The quintessential English landscape

John Constable, Thomas Gainsborough and JMW Turner were some of the finest landscape painters of their generation, whose efforts to capture the silent beauty of England during the eighteenth and nineteenth centuries brought about a new way of thinking in this category of art.
Alone, their names are commanding, synonymous with greatness, of technical skill and artistic mastery. Banded together they are a supremely potent force, a powerful faction whose work delivers almost excessive amounts of delight.
The Royal Academy of Arts has put together a quietly thoughtful show looking at how these three giants were at the heart of the discourse surrounding landscape painting, and how, pre-modernism, they sought to add new levels of creativity never before seen in art.
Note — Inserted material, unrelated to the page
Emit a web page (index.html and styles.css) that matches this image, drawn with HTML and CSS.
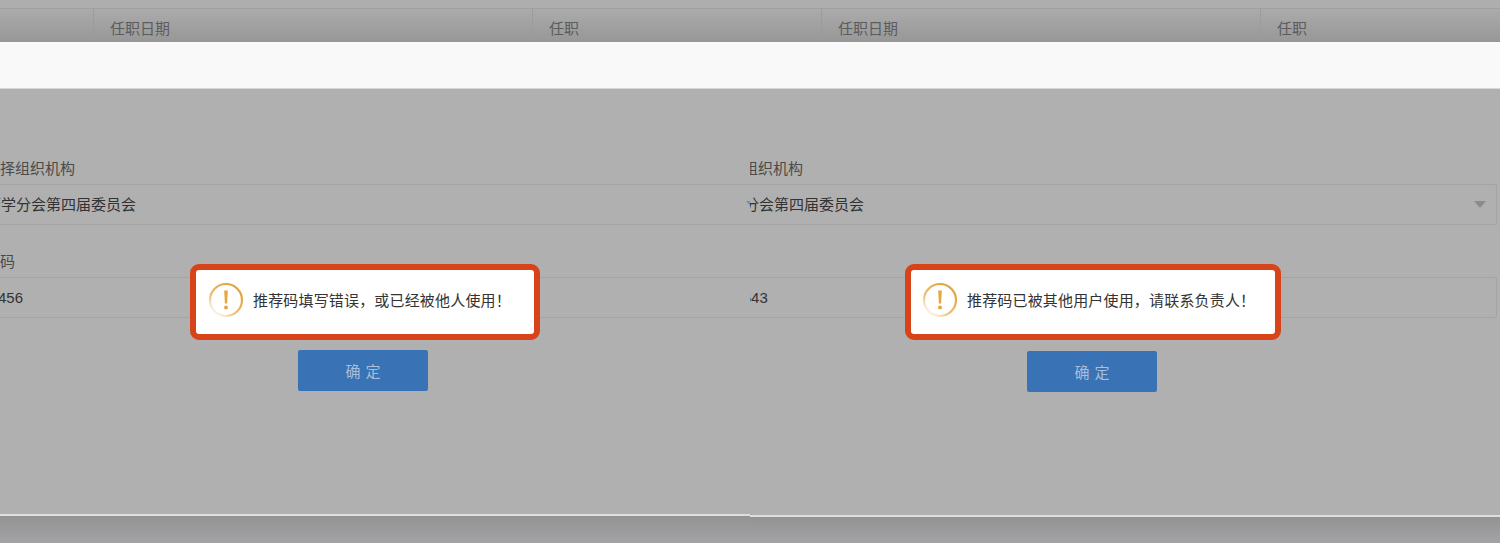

This included addressing what was meant by “truth to nature”. This very concept was already in the midst of change, as new ideas started to bubble up to the surface, sparks of buried enlightenment finally coming to life.
What this ultimately meant was the protracted end to the notion that an artist must deliberately extract himself emotionally and spiritually from whatever work he was producing, to depict reality as it were.
By the eighteenth century, this rigid approach was beginning to falter, or at least its ideology was losing its hold on the way artists tackled, engaged and portrayed the natural world. After all, as human beings, we are part of the earth, however much we try to estrange ourselves from nature. Artists needed to connect to it more than just figuratively.
And so what we see in their work are echoes of feeling from Constable, Gainsborough and Turner, as if the grass, the trees and the sky are features of their former selves, like a cryptic journal that has never been completely transcribed.
There is Turner at his most emotional, swathes of sentiment pulsating out from the canvases. There is Constable opening up his heart, a true romantic unable to keep his feelings hidden. And there is Gainsborough, brooding, spiritual and imaginative.
The paintings speak to us. They say this is, in part, who I am, this is how I felt, this is the world in which I lived, suffused with my hopes and dreams and my despairs. Yes we have romanticised what is already patently beautiful, but we see this as another lens through which to view the world. When you look at our work, you will be able to understand us a little bit better.
Constable, Gainsborough, Turner and the Making of Landscape at the Royal Academy of Arts in London runs until February 17th 2013.